* GOAL *
Pull every line that holds the word "Tailwind" from the entries.

* SOURCE MATERIAL *
** start **
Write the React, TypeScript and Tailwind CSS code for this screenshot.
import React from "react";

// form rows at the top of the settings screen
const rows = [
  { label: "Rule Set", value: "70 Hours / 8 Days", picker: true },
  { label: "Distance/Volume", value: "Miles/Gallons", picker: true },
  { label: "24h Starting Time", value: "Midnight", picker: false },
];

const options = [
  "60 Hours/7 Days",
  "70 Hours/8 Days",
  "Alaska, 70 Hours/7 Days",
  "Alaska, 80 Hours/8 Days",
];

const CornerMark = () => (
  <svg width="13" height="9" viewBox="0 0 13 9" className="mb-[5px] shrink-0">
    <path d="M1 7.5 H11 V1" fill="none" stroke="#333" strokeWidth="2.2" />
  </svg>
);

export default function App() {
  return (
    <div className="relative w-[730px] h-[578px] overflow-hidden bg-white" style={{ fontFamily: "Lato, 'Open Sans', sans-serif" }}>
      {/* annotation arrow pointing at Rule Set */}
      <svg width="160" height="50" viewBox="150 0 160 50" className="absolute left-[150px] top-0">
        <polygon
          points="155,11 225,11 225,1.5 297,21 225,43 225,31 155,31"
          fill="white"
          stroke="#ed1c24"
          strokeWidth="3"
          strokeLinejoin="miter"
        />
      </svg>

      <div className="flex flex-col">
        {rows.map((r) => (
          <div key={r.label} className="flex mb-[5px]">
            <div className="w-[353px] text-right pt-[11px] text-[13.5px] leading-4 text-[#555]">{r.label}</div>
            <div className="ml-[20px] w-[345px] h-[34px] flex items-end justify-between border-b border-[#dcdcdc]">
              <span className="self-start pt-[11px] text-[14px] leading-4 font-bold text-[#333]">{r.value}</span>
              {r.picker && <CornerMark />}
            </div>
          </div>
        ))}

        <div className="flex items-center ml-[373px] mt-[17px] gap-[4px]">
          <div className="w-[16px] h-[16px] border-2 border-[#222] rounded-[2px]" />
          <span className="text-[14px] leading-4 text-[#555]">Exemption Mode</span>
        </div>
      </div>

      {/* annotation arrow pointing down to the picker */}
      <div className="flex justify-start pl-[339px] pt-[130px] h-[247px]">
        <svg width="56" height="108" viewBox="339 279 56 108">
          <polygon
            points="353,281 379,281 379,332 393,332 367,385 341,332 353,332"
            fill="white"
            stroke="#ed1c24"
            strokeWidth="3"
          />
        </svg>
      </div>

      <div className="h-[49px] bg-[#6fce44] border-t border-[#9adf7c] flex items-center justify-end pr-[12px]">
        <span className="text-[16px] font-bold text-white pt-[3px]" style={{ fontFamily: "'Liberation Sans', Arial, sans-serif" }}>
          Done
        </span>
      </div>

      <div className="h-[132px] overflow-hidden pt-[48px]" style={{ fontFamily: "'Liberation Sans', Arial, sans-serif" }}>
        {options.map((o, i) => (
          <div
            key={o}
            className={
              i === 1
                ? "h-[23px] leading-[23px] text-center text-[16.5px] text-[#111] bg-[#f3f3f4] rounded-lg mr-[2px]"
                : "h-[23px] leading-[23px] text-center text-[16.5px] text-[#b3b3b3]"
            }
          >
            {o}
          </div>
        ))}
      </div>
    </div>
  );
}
** end **
** start **
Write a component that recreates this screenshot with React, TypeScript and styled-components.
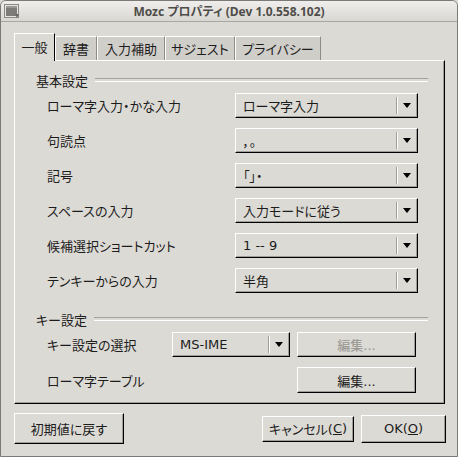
** end **
** start **
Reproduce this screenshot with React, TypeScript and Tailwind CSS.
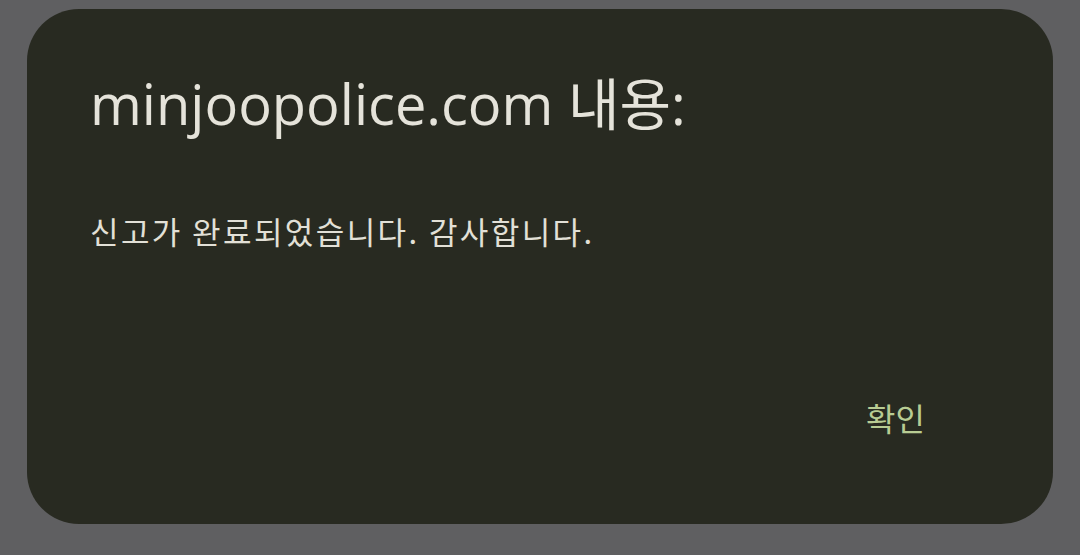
** end **
* RESULT OF THIS EXERCISE *
Write the React, TypeScript and Tailwind CSS code for this screenshot.
Reproduce this screenshot with React, TypeScript and Tailwind CSS.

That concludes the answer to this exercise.